J’ai pleuré !… J’ai trouvé, de lui, un article charmant dans un journal d’éducation : mais je ne peux ranger (sic) mes larmes sur un malheur si grave et si profond. Il aurait de grandes élégies autour de sa prison, si les âmes stupéfaites de sa destinée pouvaient se lire et se voir. Moi qui peux souffrir et soupirer sur les boulevards, je n’ose plus me croire à plaindre quand je regarde une prison. C’est ce que je n’ai jamais compris ; mon cœur et ma tête éclatent quand j’y pense longtemps, et, hier encore, j’ai vu la tête du Tasse[2]

Cette comparaison de Peyronnet et du Tasse, c’est Gergerès qui l’avait suggérée à Marceline au cours de sa visite à Ham, il avait remarqué dans la cellule de son ami une « écritoire, ronde de support et garnie de cinq petits vases de cuivre pour l’encre, le sable, etc. » C’était, paraît-il, l’encrier du Tasse ; volé en Italie par un soldat français, il avait été remis à M. Delpire, officier de la garde impériale, puis commandant du château de Ham, qui en avait fait cadeau à son prisonnier[3]. De plus, Gergerès avait fait lire à Peyronnet des vers de Mme Desbordes-Valmore, sans doute des pièces des Pleurs, qu’elle venait de lui donner.
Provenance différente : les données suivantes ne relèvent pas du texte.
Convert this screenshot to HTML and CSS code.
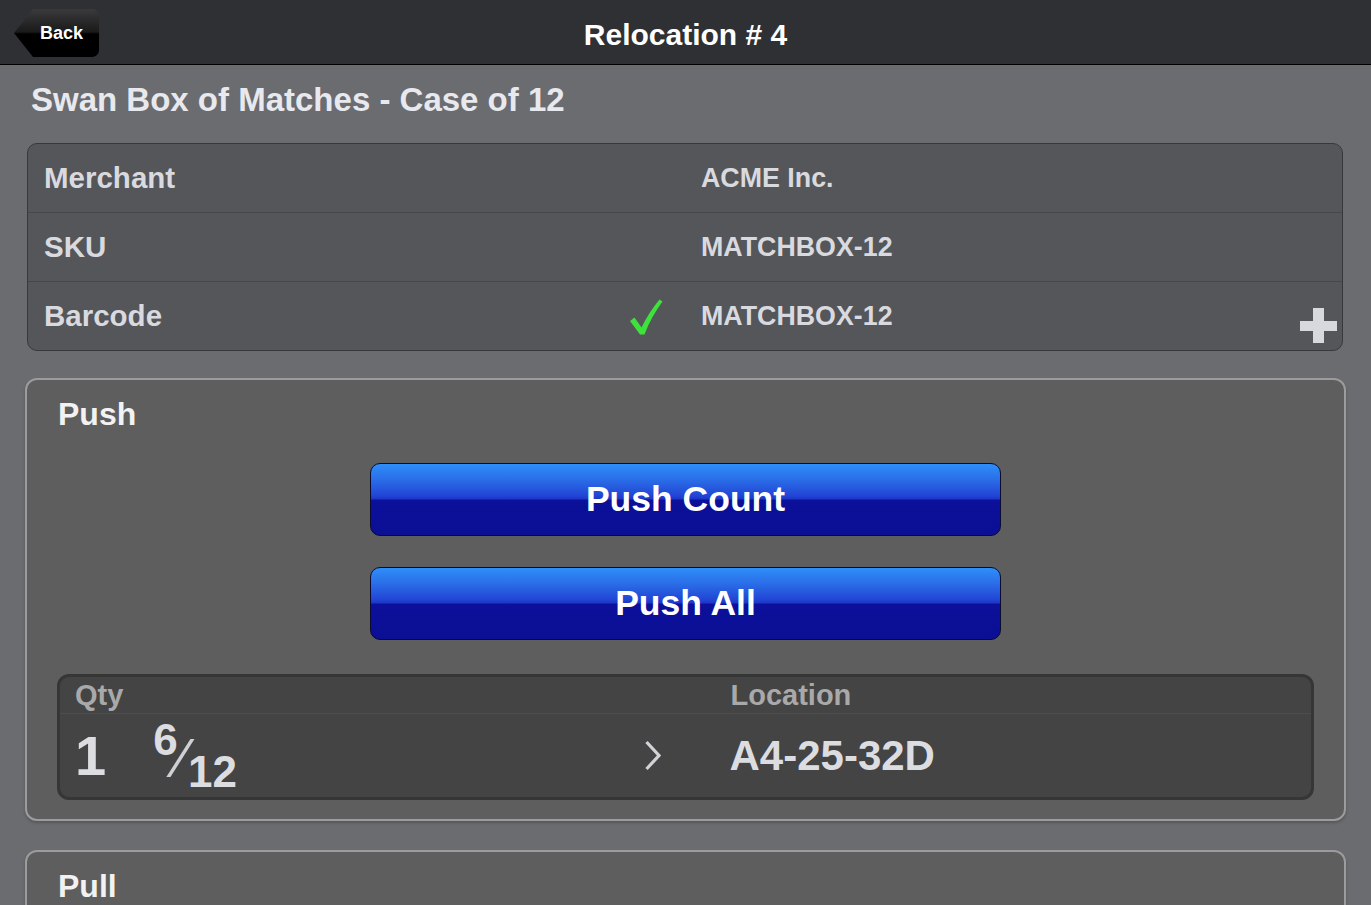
FILE: index.html
```html
<!DOCTYPE html>
<html lang="en">
<head>
<meta charset="utf-8">
<title>Relocation # 4</title>
<link rel="stylesheet" href="styles.css">
</head>
<body>
<header class="topbar">
  <a class="back-btn">Back</a>
  <h1 class="page-title">Relocation # 4</h1>
</header>
<main class="content">
  <h2 class="item-title">Swan Box of Matches - Case of 12</h2>
  <div class="info-table">
    <div class="info-row">
      <div class="info-label">Merchant</div>
      <div class="info-value">ACME Inc.</div>
    </div>
    <div class="info-row">
      <div class="info-label">SKU</div>
      <div class="info-value">MATCHBOX-12</div>
    </div>
    <div class="info-row">
      <div class="info-label">Barcode
        <svg class="check" width="34" height="38" viewBox="0 0 34 38"><path d="M1 22 L5.5 18.5 L12.5 28.5 C17.5 18 23.5 9 30.5 0.5 L33.5 2.5 C26.5 12 20 23.5 15.5 35.5 L11 35.5 Z" fill="#3de23a"/></svg>
      </div>
      <div class="info-value">MATCHBOX-12
        <svg class="plus" width="37" height="35" viewBox="0 0 37 35"><rect x="0" y="13" width="37" height="10" fill="#d8d9dd"/><rect x="13" y="0" width="11" height="35" fill="#d8d9dd"/></svg>
      </div>
    </div>
  </div>

  <section class="panel">
    <h3 class="panel-title">Push</h3>
    <div class="btn-stack">
      <button class="blue-btn">Push Count</button>
      <button class="blue-btn">Push All</button>
    </div>
    <div class="qty-box">
      <div class="qty-head">
        <span class="qty-h-left">Qty</span>
        <span class="qty-h-right">Location</span>
      </div>
      <div class="qty-body">
        <div class="qty-cell">
          <span class="qty-whole">1</span>
          <span class="frac"><span class="frac-num">6</span><span class="frac-slash">&#8260;</span><span class="frac-den">12</span></span>
          <svg class="chev" width="18" height="31" viewBox="0 0 18 31"><polyline points="2.5,2 15,15.5 2.5,29" fill="none" stroke="#d2d3d7" stroke-width="3.2"/></svg>
        </div>
        <div class="loc-cell">A4-25-32D</div>
      </div>
    </div>
  </section>

  <section class="panel panel-pull">
    <h3 class="panel-title">Pull</h3>
  </section>
</main>
</body>
</html>
```
FILE: styles.css
```css
html, body {
  margin: 0;
  padding: 0;
}
body {
  background: #6b6c70;
  font-family: "Liberation Sans", Arial, Helvetica, sans-serif;
  font-weight: bold;
  overflow: hidden;
}

/* Header bar */
.topbar {
  display: grid;
  grid-template-columns: 1fr auto 1fr;
  align-items: center;
  height: 64px;
  background: #2f3033;
  border-bottom: 1px solid #000;
}
.back-btn {
  justify-self: start;
  margin: 2px 0 0 14px;
  height: 48px;
  box-sizing: border-box;
  padding: 0 16px 0 26px;
  display: flex;
  align-items: center;
  font-size: 18px;
  color: #fff;
  background: linear-gradient(#3a3a3c 0%, #1a1a1a 48%, #000 52%, #000 100%);
  clip-path: polygon(19px 0, 100% 0, 100% 100%, 19px 100%, 0 50%);
  border-radius: 0 7px 7px 0;
}
.page-title {
  margin: 5px 0 0;
  font-size: 30px;
  line-height: 36px;
  color: #fff;
}

/* Content */
.content {
  padding: 15px 25px 0;
}
.item-title {
  margin: 0 0 23px 6px;
  font-size: 33px;
  line-height: 40px;
  color: #e8e9ee;
}

/* Info table */
.info-table {
  margin: 0 3px 27px 2px;
  background: #55565a;
  border: 1px solid #38393b;
  border-radius: 10px;
  overflow: hidden;
}
.info-row {
  display: grid;
  grid-template-columns: 1fr 1fr;
  height: 68px;
}
.info-row + .info-row {
  border-top: 1px solid #46474a;
}
.info-label {
  display: flex;
  align-items: center;
  justify-content: space-between;
  padding: 0 22px 0 16px;
  font-size: 29.5px;
  color: #d9dadf;
}
.info-value {
  display: flex;
  align-items: center;
  padding-left: 16px;
  font-size: 26.8px;
  color: #d9dadf;
}
.check {
  display: block;
  margin-top: 3px;
}
.plus {
  display: block;
  margin-left: auto;
  margin-right: 5px;
  align-self: flex-end;
  margin-bottom: 7px;
}

/* Panels */
.panel {
  margin: 0 0 29px;
  background: #5e5e5e;
  border: 2px solid #9c9c9c;
  border-radius: 12px;
  padding: 16px 30px 19px;
  box-shadow: 0 2px 3px rgba(0, 0, 0, 0.2);
}
.panel-title {
  margin: 0 0 0 1px;
  font-size: 32px;
  line-height: 36px;
  color: #f2f2f2;
}
.panel-pull {
  min-height: 120px;
}

.btn-stack {
  display: flex;
  flex-direction: column;
  align-items: center;
  gap: 31px;
  margin: 31px 0 34px;
}
.blue-btn {
  width: 631px;
  height: 73px;
  border: 1px solid #0b0b2e;
  border-radius: 10px;
  font-family: inherit;
  font-weight: bold;
  font-size: 35.5px;
  color: #fff;
  padding: 0;
  background: linear-gradient(#2f8ef9 0%, #2a6ee8 22%, #2246d6 44%, #1d38c8 49%, #0c109a 51%, #0b0f94 100%);
}

/* Qty box */
.qty-box {
  background: #444;
  border: 3px solid #363636;
  border-radius: 12px;
  overflow: hidden;
}
.qty-head {
  display: grid;
  grid-template-columns: 1fr 1fr;
  align-items: center;
  height: 36px;
  border-bottom: 1px solid #4d4d4d;
  font-size: 29px;
  color: #a9a9a9;
}
.qty-h-left {
  padding-left: 15px;
}
.qty-h-right {
  padding-left: 45px;
}
.qty-body {
  display: grid;
  grid-template-columns: 1fr 1fr;
  align-items: center;
  height: 83px;
  color: #dcdde1;
}
.qty-cell {
  display: flex;
  align-items: center;
  padding: 0 24px 0 15px;
}
.qty-whole {
  font-size: 56px;
  line-height: 1;
}
.frac {
  display: inline-flex;
  height: 76px;
  margin-left: 47px;
}
.frac-num {
  align-self: flex-start;
  font-size: 44px;
  line-height: 44px;
}
.frac-slash {
  align-self: center;
  font-weight: normal;
  font-size: 56px;
  line-height: 56px;
  color: #cfd0d4;
  margin: 4px 0 0;
}
.frac-den {
  align-self: flex-end;
  font-size: 44px;
  line-height: 44px;
  margin-left: 1px;
}
.chev {
  display: block;
  margin-left: auto;
}
.loc-cell {
  padding-left: 44px;
  font-size: 42px;
}
```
Peyronnet écrivit à Marceline, qui en informa aussitôt Gergerès :

En envoyant à votre illustre prisonnier les tristesses de mon cœur, vous ne saurez peut-être pas que vous m’avez fait éprouver une émotion terrible de surprise et d’attendrissement. J’ai reçu un élan de l’âme de M. de Peyronnet. Je vous assure, Gergerès, que j’ai senti son âme près de moi dans des vers, des lignes et des mots dont l’impression sur mon âme est aussi ineffaçable que son malheur. Le malheur est donc sublime[4].

Peyronnet lui disait :

C’est à toi de pleurer, c’est à moi de souffrir.
Pleure et tes pleurs sacrés allègeront mes chaînes…
Et pendant que je lutte avec le malheur, toi,
Toi, Sapho, toi, Tyrtée, anime et soutiens-moi !

  1. J. Fraikin, Voyage d’un légitimiste bordelais à Paris et à Ham en 1833 (Revue historique de Bordeaux, 1914, p. 384-385).
  2. Lettres inédites, p. 51 (4 décembre 1833).
  3. J. Fraikin, loc, cit., p. 389.
  4. Lettres inédites, p. 52 (23 décembre 1833).